● **PROBLEM DESCRIPTION**
Pick out and copy every line below that has the word "React".

[Recorded data]

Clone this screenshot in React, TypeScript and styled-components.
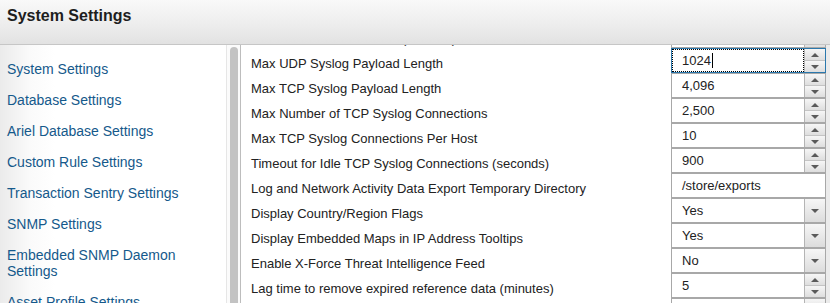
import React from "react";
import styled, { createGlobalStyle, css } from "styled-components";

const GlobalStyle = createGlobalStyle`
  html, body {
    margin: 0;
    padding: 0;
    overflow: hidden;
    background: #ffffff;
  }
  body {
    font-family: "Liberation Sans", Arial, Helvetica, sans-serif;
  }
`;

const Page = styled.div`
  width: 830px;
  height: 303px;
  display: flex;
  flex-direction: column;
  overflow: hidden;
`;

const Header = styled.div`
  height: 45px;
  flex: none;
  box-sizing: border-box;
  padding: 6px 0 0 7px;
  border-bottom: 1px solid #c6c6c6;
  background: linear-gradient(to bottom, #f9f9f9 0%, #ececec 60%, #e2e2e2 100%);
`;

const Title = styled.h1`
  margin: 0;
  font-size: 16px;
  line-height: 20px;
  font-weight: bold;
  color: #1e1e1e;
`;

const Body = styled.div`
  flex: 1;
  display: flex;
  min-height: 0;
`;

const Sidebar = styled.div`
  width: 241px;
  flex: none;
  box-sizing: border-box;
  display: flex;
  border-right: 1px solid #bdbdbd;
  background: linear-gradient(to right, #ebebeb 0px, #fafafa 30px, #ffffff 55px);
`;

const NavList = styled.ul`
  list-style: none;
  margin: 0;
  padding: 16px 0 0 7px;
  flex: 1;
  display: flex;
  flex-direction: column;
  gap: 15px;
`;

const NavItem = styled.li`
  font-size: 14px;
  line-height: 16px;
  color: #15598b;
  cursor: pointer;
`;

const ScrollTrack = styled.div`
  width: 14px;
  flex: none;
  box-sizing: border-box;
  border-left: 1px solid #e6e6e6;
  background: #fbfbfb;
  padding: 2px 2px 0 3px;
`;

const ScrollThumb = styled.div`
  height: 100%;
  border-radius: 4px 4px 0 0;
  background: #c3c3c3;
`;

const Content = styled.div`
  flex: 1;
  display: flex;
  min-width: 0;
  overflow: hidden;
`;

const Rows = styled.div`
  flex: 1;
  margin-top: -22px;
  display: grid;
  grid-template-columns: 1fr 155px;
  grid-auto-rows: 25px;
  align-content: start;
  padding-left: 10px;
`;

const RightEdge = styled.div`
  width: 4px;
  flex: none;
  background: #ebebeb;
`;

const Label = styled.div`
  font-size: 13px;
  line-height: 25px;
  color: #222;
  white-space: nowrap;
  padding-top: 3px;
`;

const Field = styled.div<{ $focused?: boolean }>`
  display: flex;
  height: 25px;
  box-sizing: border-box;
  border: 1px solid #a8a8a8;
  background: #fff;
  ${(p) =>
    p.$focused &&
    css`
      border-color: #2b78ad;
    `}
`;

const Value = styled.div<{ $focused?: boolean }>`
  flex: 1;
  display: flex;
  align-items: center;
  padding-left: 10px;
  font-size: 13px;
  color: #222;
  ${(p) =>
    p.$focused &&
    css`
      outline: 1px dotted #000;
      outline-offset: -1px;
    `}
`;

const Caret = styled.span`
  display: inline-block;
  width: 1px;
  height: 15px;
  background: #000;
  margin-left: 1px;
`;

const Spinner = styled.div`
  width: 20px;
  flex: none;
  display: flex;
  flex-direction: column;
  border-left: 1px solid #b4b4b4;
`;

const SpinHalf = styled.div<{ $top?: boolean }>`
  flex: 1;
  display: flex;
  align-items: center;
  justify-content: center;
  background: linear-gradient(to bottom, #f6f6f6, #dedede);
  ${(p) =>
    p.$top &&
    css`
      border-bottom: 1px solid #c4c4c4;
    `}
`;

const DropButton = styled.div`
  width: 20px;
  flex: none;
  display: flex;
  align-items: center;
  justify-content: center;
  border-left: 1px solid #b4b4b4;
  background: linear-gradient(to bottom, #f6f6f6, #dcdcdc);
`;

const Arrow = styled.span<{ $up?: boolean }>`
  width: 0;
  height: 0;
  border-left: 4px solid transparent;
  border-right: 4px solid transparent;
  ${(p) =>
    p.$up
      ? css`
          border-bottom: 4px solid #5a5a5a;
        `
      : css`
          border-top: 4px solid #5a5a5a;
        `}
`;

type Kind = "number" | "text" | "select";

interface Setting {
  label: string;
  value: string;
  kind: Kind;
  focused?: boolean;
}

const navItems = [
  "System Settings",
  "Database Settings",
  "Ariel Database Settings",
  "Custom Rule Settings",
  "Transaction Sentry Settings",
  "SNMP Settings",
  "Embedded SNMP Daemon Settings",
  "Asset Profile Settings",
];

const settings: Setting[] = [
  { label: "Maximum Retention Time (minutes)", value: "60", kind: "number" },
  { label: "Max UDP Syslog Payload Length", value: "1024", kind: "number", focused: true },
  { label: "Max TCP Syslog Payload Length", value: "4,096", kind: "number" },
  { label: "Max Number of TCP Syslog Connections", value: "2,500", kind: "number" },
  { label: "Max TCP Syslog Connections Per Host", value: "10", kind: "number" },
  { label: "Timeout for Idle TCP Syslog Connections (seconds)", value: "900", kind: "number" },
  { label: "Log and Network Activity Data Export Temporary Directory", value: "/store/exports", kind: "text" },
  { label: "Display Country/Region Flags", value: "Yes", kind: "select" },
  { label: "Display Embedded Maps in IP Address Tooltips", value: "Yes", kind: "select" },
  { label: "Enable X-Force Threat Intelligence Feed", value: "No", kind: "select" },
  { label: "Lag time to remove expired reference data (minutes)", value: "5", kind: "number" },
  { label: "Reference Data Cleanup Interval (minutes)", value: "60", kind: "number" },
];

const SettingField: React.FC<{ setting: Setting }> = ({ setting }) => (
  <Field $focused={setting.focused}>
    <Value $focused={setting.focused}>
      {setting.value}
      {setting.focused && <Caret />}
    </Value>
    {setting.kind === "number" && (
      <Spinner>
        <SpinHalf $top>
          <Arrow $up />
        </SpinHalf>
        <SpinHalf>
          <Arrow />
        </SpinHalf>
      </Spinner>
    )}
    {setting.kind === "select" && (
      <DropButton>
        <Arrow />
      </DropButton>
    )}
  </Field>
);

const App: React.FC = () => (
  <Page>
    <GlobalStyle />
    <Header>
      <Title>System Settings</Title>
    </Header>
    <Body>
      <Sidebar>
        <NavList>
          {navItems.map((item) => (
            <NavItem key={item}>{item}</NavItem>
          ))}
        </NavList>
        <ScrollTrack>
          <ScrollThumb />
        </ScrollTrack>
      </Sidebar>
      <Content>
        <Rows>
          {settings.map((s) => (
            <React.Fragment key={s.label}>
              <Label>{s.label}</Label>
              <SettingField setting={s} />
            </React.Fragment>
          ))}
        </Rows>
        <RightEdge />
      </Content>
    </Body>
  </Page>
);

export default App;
* * *
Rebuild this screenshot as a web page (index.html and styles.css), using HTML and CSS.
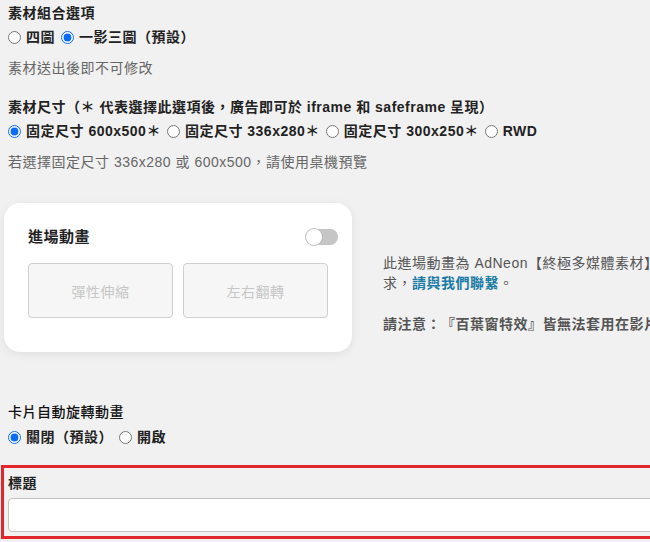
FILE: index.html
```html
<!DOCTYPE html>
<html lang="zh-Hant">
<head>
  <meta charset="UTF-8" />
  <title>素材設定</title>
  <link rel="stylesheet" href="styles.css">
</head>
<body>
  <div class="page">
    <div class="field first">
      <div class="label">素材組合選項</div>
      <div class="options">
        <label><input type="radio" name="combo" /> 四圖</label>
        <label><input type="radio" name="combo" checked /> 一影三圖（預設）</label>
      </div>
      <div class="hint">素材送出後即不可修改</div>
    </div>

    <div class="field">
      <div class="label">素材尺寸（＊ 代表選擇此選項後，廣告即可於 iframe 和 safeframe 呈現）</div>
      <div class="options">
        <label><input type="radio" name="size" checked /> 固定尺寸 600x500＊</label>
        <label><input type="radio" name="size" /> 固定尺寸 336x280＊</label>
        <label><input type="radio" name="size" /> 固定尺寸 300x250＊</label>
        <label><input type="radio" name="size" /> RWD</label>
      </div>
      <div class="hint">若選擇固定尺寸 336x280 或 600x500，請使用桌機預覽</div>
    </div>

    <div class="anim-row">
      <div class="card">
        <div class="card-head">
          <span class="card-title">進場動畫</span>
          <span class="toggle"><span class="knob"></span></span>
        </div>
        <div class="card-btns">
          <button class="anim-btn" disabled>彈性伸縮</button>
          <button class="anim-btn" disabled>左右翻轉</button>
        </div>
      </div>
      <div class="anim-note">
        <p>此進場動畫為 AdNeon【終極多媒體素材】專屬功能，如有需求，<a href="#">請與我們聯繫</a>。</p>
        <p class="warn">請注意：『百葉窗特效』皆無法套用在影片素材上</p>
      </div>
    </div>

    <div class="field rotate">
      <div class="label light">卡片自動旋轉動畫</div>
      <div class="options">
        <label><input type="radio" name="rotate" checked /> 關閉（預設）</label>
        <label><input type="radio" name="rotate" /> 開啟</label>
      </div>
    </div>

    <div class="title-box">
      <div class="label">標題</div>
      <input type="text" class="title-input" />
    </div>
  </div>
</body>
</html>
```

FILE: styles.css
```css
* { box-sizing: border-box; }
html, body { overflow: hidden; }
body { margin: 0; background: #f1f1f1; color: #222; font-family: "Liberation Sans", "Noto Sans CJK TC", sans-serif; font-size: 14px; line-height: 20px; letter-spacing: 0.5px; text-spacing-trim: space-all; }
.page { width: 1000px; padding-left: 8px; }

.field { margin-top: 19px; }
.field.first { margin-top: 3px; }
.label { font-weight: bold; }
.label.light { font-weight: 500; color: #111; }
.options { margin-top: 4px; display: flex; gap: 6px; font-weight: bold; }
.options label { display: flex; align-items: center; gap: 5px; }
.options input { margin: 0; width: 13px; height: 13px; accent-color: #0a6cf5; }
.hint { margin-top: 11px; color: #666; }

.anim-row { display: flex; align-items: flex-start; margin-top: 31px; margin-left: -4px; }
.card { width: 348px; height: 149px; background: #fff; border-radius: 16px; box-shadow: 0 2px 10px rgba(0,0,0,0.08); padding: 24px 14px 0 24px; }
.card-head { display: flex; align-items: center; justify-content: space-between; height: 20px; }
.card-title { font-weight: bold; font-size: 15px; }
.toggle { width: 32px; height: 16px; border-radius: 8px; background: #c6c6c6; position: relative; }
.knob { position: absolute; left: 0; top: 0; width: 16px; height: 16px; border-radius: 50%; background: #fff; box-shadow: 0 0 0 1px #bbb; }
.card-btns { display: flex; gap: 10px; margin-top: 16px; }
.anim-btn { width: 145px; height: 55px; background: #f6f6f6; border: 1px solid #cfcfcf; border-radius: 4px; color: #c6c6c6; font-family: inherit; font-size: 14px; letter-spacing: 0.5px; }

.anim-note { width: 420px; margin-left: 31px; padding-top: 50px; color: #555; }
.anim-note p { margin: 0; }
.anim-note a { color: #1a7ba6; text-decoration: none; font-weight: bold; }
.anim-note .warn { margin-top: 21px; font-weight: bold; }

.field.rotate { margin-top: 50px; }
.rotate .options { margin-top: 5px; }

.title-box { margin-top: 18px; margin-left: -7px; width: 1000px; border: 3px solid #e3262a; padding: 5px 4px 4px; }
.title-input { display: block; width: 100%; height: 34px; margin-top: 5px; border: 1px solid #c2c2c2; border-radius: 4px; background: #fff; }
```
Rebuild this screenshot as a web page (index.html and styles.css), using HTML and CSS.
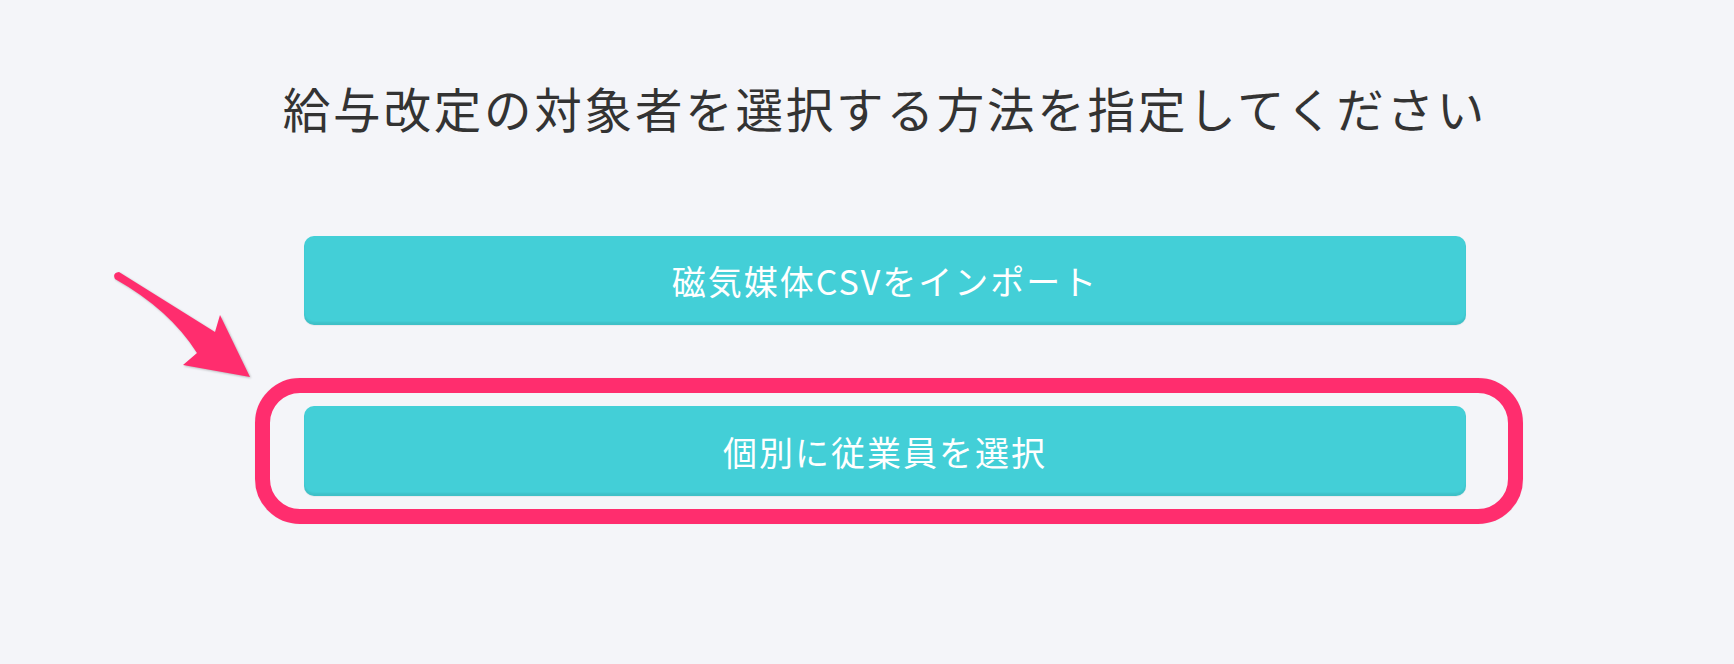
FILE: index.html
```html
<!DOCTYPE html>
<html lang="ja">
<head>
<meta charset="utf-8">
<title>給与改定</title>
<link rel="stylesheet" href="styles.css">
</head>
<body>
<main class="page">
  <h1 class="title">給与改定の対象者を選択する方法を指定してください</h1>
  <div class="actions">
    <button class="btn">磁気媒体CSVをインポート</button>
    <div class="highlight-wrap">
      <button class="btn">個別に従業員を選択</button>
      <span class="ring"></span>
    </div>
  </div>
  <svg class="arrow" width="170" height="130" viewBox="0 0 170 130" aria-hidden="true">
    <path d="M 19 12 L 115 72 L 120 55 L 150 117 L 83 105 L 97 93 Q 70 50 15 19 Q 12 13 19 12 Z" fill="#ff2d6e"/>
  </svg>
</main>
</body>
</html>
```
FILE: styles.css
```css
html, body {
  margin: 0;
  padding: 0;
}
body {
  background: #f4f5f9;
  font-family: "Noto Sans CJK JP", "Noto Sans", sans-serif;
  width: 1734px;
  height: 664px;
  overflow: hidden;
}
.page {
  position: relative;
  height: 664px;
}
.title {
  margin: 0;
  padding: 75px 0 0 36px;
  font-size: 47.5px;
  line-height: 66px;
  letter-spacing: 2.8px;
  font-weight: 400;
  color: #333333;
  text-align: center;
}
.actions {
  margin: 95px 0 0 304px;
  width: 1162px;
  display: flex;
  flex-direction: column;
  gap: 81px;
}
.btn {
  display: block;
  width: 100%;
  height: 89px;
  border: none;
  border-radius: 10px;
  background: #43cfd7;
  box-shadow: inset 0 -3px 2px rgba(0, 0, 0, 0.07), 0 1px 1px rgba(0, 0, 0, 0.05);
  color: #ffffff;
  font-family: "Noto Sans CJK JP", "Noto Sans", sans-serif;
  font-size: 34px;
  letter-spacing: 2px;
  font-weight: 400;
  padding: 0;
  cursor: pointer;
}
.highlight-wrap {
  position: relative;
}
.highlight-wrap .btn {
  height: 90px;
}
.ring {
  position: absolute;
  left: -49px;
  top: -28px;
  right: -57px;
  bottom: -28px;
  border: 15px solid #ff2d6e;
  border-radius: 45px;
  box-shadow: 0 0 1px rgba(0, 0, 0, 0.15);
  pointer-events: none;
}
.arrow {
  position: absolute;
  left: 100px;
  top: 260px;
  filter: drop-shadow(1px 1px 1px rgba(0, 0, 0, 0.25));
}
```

● **RESPONSE FOR THIS EXERCISE**
Clone this screenshot in React, TypeScript and styled-components.
import React from "react";
const SettingField: React.FC<{ setting: Setting }> = ({ setting }) => (
const App: React.FC = () => (
            <React.Fragment key={s.label}>
            </React.Fragment>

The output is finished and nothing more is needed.